→ Dataset content
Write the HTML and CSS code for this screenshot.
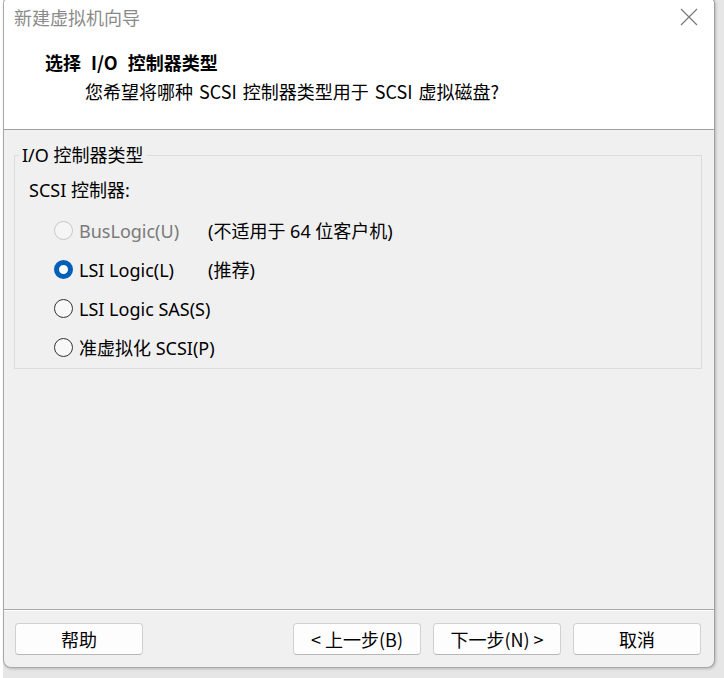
FILE: index.html
```html
<!DOCTYPE html>
<html lang="zh-CN">
<head>
<meta charset="utf-8">
<title>新建虚拟机向导</title>
<link rel="stylesheet" href="styles.css">
</head>
<body>
<div class="window">
  <div class="header">
    <div class="titlebar">
      <span class="wtitle">新建虚拟机向导</span>
      <svg class="close" width="18" height="18" viewBox="0 0 18 18"><path d="M1 1 L17 17 M17 1 L1 17" stroke="#7a7a7a" stroke-width="1.2" fill="none"/></svg>
    </div>
    <div class="htitle">选择 I/O 控制器类型</div>
    <div class="hsub">您希望将哪种 SCSI 控制器类型用于 SCSI 虚拟磁盘?</div>
  </div>
  <div class="content">
    <fieldset class="group">
      <legend>I/O 控制器类型</legend>
      <div class="sublabel">SCSI 控制器:</div>
      <div class="options">
        <div class="opt disabled"><span class="radio"></span><span>BusLogic(U)</span></div>
        <div class="note">(不适用于 64 位客户机)</div>
        <div class="opt"><span class="radio checked"></span><span>LSI Logic(L)</span></div>
        <div class="note">(推荐)</div>
        <div class="opt"><span class="radio"></span><span>LSI Logic SAS(S)</span></div>
        <div class="note"></div>
        <div class="opt"><span class="radio"></span><span>准虚拟化 SCSI(P)</span></div>
        <div class="note"></div>
      </div>
    </fieldset>
  </div>
  <div class="footer">
    <button class="btn">帮助</button>
    <div class="spacer"></div>
    <button class="btn">&lt; 上一步(B)</button>
    <button class="btn">下一步(N) &gt;</button>
    <button class="btn">取消</button>
  </div>
</div>
</body>
</html>
```

FILE: styles.css
```css
html, body {
  margin: 0;
  padding: 0;
}
body {
  width: 724px;
  height: 678px;
  overflow: hidden;
  background: linear-gradient(to right, #ffffff 0, #ffffff 3px, #e6e6e6 3px, #e6e6e6 100%);
  font-family: "Noto Sans", "Noto Sans CJK SC", sans-serif;
  color: #000;
}
.window {
  margin: -4px 0 0 3px;
  width: 712px;
  height: 672px;
  box-sizing: border-box;
  border: 1px solid #a8a8a8;
  border-right-color: #a0a0a0;
  border-radius: 8px;
  background: #f0f0f0;
  overflow: hidden;
  display: flex;
  flex-direction: column;
  box-shadow: 1px 1px 3px rgba(0, 0, 0, 0.2);
}
.header {
  background: #ffffff;
  border-bottom: 1px solid #a0a0a0;
  padding: 8px 0 0 0;
  height: 124px;
}
.titlebar {
  display: flex;
  align-items: center;
  justify-content: space-between;
  height: 24px;
  padding: 0 16px 0 10px;
}
.wtitle {
  font-family: "Noto Sans CJK SC", sans-serif;
  font-size: 18px;
  line-height: 24px;
  color: #8a8a8a;
}
.close {
  display: block;
}
.htitle {
  margin-top: 21px;
  padding-left: 41px;
  font-family: "Noto Sans CJK SC", sans-serif;
  font-weight: 700;
  font-size: 18px;
  line-height: 24px;
  word-spacing: 6px;
}
.hsub {
  margin-top: 5px;
  padding-left: 81px;
  font-family: "Noto Sans CJK SC", sans-serif;
  font-size: 18px;
  line-height: 24px;
  word-spacing: 2px;
}
.content {
  flex: 1;
  padding: 13px 12px 0 10px;
}
.group {
  margin: 0;
  border: 1px solid #dcdcdc;
  padding: 0 0 1px 4px;
  min-width: 0;
}
.group legend {
  padding: 0 3px;
  font-size: 18px;
  line-height: 24px;
}
.sublabel {
  margin-top: 11px;
  padding-left: 10px;
  font-size: 18px;
  line-height: 24px;
}
.options {
  margin-top: 9px;
  display: grid;
  grid-template-columns: 189px auto;
  grid-auto-rows: 39px;
  align-items: center;
}
.opt {
  display: flex;
  align-items: center;
  padding-left: 35px;
  font-size: 18px;
  line-height: 24px;
  gap: 6px;
  white-space: nowrap;
}
.opt.disabled {
  color: #7a7a7a;
}
.note {
  font-size: 18px;
  line-height: 24px;
  white-space: nowrap;
}
.radio {
  width: 19px;
  height: 19px;
  box-sizing: border-box;
  border: 1px solid #333333;
  border-radius: 50%;
  background: #f8f8f8;
  flex: none;
}
.opt.disabled .radio {
  border-color: #c8c8c8;
  background: #f5f5f5;
}
.radio.checked {
  border: 5.5px solid #005fb8;
  background: #ffffff;
}
.footer {
  display: flex;
  gap: 12px;
  border-top: 1px solid #a8a8a8;
  box-shadow: inset 0 1px 0 #ffffff;
  padding: 13px 13px 12px 11px;
}
.spacer {
  flex: 1;
}
.btn {
  width: 128px;
  height: 32px;
  box-sizing: border-box;
  border: 1px solid #d0d0d0;
  border-bottom-color: #b8b8b8;
  border-radius: 4px;
  background: #fdfdfd;
  font-family: "Noto Sans CJK SC", sans-serif;
  font-size: 18px;
  color: #000;
  padding: 0;
}
```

→ What needs to be done
Each line of the material must be retyped exactly, except that images are omitted.

→ Final result
Write the HTML and CSS code for this screenshot.
FILE: index.html
```html
<!DOCTYPE html>
<html lang="zh-CN">
<head>
<meta charset="utf-8">
<title>新建虚拟机向导</title>
<link rel="stylesheet" href="styles.css">
</head>
<body>
<div class="window">
  <div class="header">
    <div class="titlebar">
      <span class="wtitle">新建虚拟机向导</span>
      <svg class="close" width="18" height="18" viewBox="0 0 18 18"><path d="M1 1 L17 17 M17 1 L1 17" stroke="#7a7a7a" stroke-width="1.2" fill="none"/></svg>
    </div>
    <div class="htitle">选择 I/O 控制器类型</div>
    <div class="hsub">您希望将哪种 SCSI 控制器类型用于 SCSI 虚拟磁盘?</div>
  </div>
  <div class="content">
    <fieldset class="group">
      <legend>I/O 控制器类型</legend>
      <div class="sublabel">SCSI 控制器:</div>
      <div class="options">
        <div class="opt disabled"><span class="radio"></span><span>BusLogic(U)</span></div>
        <div class="note">(不适用于 64 位客户机)</div>
        <div class="opt"><span class="radio checked"></span><span>LSI Logic(L)</span></div>
        <div class="note">(推荐)</div>
        <div class="opt"><span class="radio"></span><span>LSI Logic SAS(S)</span></div>
        <div class="note"></div>
        <div class="opt"><span class="radio"></span><span>准虚拟化 SCSI(P)</span></div>
        <div class="note"></div>
      </div>
    </fieldset>
  </div>
  <div class="footer">
    <button class="btn">帮助</button>
    <div class="spacer"></div>
    <button class="btn">&lt; 上一步(B)</button>
    <button class="btn">下一步(N) &gt;</button>
    <button class="btn">取消</button>
  </div>
</div>
</body>
</html>
```

FILE: styles.css
```css
html, body {
  margin: 0;
  padding: 0;
}
body {
  width: 724px;
  height: 678px;
  overflow: hidden;
  background: linear-gradient(to right, #ffffff 0, #ffffff 3px, #e6e6e6 3px, #e6e6e6 100%);
  font-family: "Noto Sans", "Noto Sans CJK SC", sans-serif;
  color: #000;
}
.window {
  margin: -4px 0 0 3px;
  width: 712px;
  height: 672px;
  box-sizing: border-box;
  border: 1px solid #a8a8a8;
  border-right-color: #a0a0a0;
  border-radius: 8px;
  background: #f0f0f0;
  overflow: hidden;
  display: flex;
  flex-direction: column;
  box-shadow: 1px 1px 3px rgba(0, 0, 0, 0.2);
}
.header {
  background: #ffffff;
  border-bottom: 1px solid #a0a0a0;
  padding: 8px 0 0 0;
  height: 124px;
}
.titlebar {
  display: flex;
  align-items: center;
  justify-content: space-between;
  height: 24px;
  padding: 0 16px 0 10px;
}
.wtitle {
  font-family: "Noto Sans CJK SC", sans-serif;
  font-size: 18px;
  line-height: 24px;
  color: #8a8a8a;
}
.close {
  display: block;
}
.htitle {
  margin-top: 21px;
  padding-left: 41px;
  font-family: "Noto Sans CJK SC", sans-serif;
  font-weight: 700;
  font-size: 18px;
  line-height: 24px;
  word-spacing: 6px;
}
.hsub {
  margin-top: 5px;
  padding-left: 81px;
  font-family: "Noto Sans CJK SC", sans-serif;
  font-size: 18px;
  line-height: 24px;
  word-spacing: 2px;
}
.content {
  flex: 1;
  padding: 13px 12px 0 10px;
}
.group {
  margin: 0;
  border: 1px solid #dcdcdc;
  padding: 0 0 1px 4px;
  min-width: 0;
}
.group legend {
  padding: 0 3px;
  font-size: 18px;
  line-height: 24px;
}
.sublabel {
  margin-top: 11px;
  padding-left: 10px;
  font-size: 18px;
  line-height: 24px;
}
.options {
  margin-top: 9px;
  display: grid;
  grid-template-columns: 189px auto;
  grid-auto-rows: 39px;
  align-items: center;
}
.opt {
  display: flex;
  align-items: center;
  padding-left: 35px;
  font-size: 18px;
  line-height: 24px;
  gap: 6px;
  white-space: nowrap;
}
.opt.disabled {
  color: #7a7a7a;
}
.note {
  font-size: 18px;
  line-height: 24px;
  white-space: nowrap;
}
.radio {
  width: 19px;
  height: 19px;
  box-sizing: border-box;
  border: 1px solid #333333;
  border-radius: 50%;
  background: #f8f8f8;
  flex: none;
}
.opt.disabled .radio {
  border-color: #c8c8c8;
  background: #f5f5f5;
}
.radio.checked {
  border: 5.5px solid #005fb8;
  background: #ffffff;
}
.footer {
  display: flex;
  gap: 12px;
  border-top: 1px solid #a8a8a8;
  box-shadow: inset 0 1px 0 #ffffff;
  padding: 13px 13px 12px 11px;
}
.spacer {
  flex: 1;
}
.btn {
  width: 128px;
  height: 32px;
  box-sizing: border-box;
  border: 1px solid #d0d0d0;
  border-bottom-color: #b8b8b8;
  border-radius: 4px;
  background: #fdfdfd;
  font-family: "Noto Sans CJK SC", sans-serif;
  font-size: 18px;
  color: #000;
  padding: 0;
}
```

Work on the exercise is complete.